Section 7.9. Disabling Point and Print


7.9. Disabling Point and Print

Under some circumstances, an administrator may wish to disable support for driver downloads and instead require that Windows clients install a driver locally when connecting to the Samba print share. This type of setup is not recommended, because it forces Samba to act in ways not normally supported by a Windows print server and hence not normally tested by Windows clients.

The p-n-p architecture rests on two supporting layers. Windows NT-based clients require that the print server support printing calls based on Microsoft Remote Procedure Call, or MS-RPC (often referred to by the named pipe over which they are implemented, spoolss). To disable Samba's support for the printing RPC operations without affecting the other RPC based features in Samba, such as domain membership or domain controlling, set disable spoolss = yes in the [global] section of smb.conf. This removes the Printers and Faxes icon from the clients' folders when they browse the server. The default value for this parameter is no, which means that smbd should support RPC-based printing.

Disabling spoolss support in Samba bas been known to cause Windows NT-based clients to continually poll the server for printer status updates, which results in high CPU usage by the associated smbd processes. Disabling spoolss support should be done only for very specific needs and only if you are willing to deal with the consequences.

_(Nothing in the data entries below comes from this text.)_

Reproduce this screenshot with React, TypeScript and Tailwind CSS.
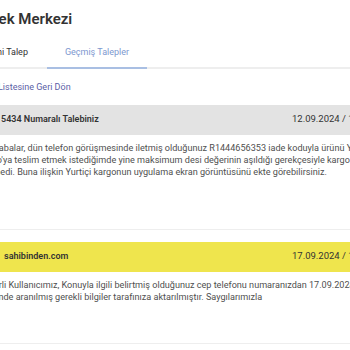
export default function App() {
  return (
    <div
      className="w-[350px] h-[350px] overflow-hidden bg-white"
      style={{ fontFamily: "Roboto, 'Liberation Sans', sans-serif" }}
    >
      <div className="ml-[-32px] w-[445px]">
        <h1 className="pt-[8px] text-[15px] leading-[22px] font-semibold text-[#333]">Destek Merkezi</h1>

        <div className="mt-[16px] flex border-b-2 border-[#eeeeee]">
          <button className="w-[79px] pb-[7px] text-center text-[9px] text-[#333]">Yeni Talep</button>
          <button className="-mb-[2px] w-[100px] border-b-2 border-[#a9bfe3] pb-[7px] text-center text-[9px] text-[#7d98cf]">
            Geçmiş Talepler
          </button>
        </div>

        <a className="mt-[12px] block pl-[6px] text-[9px] leading-[12px] text-[#5b5ea6]">Talep Listesine Geri Dön</a>

        <div className="mt-[12px] border-b border-[#eeeeee] pb-[51px]">
          <div className="flex h-[30px] items-center justify-between bg-[#e3e3e3] pl-[33px] pr-[41px] text-[9px] text-[#333]">
            <span className="font-semibold">5434 Numaralı Talebiniz</span>
            <span className="text-[9.5px]">12.09.2024 / 14:32</span>
          </div>
          <p className="mt-[7px] whitespace-nowrap pl-[10px] text-[9.1px] leading-[12px] text-[#4f4f4f]">
            Merhabalar, dün telefon görüşmesinde iletmiş olduğunuz R1444656353 iade koduyla ürünü Yurtiçi
            <br />
            Kargo'ya teslim etmek istediğimde yine maksimum desi değerinin aşıldığı gerekçesiyle kargo kabul
            <br />
            edilmedi. Buna ilişkin Yurtiçi kargonun uygulama ekran görüntüsünü ekte görebilirsiniz.
          </p>
        </div>

        <div className="mt-[12px] border-b border-[#eeeeee] pb-[40px]">
          <div className="flex h-[30px] items-center justify-between bg-[#efe54d] pl-[36px] pr-[41px] text-[9px] text-[#333]">
            <span className="font-semibold">sahibinden.com</span>
            <span className="text-[9.5px]">17.09.2024 / 15:10</span>
          </div>
          <p className="mt-[7px] whitespace-nowrap pl-[10px] text-[9.1px] leading-[12px] text-[#4f4f4f]">
            Değerli Kullanıcımız, Konuyla ilgili belirtmiş olduğunuz cep telefonu numaranızdan 17.09.2024
            <br />
            tarihinde aranılmış gerekli bilgiler tarafınıza aktarılmıştır. Saygılarımızla
          </p>
        </div>
      </div>
    </div>
  );
}
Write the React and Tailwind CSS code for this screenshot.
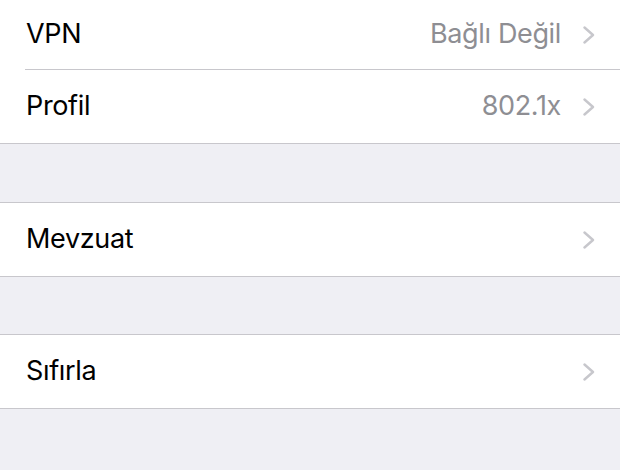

Windows 95/98/Me clients use an older printing protocol referred to as LanMan printing. Therefore, disabling RPC-based printing has no affect on these clients.

Support for the spoolss set of RPC's is a global configuration option. Sometimes it is desirable to support p-n-p for the majority of printers on a Samba host, but allow clients to install a driver locally for a few specific print queues. This is a common need when the driver just doesn't work with a Samba print server.

This is one of those cases where forcing a Windows client into an untested use pattern can cause strange results. When a user connects to the driverless print queue, the client asks her to install a driver locally, as we have already seen. After doing so, the client creates a local printer object rather than a printer connection. Windows then frequently attempts to open the print queue on the server with administrative access that matches what it would expect for access to the local printer object. Of course, just because someone is a local administrator of their machine does not necessarily equate to root on a Unix print server. Samba (correctly) denies the request for excessive rights to the printer and the client will then display an error to the user that states, "Access denied; Unable to connect."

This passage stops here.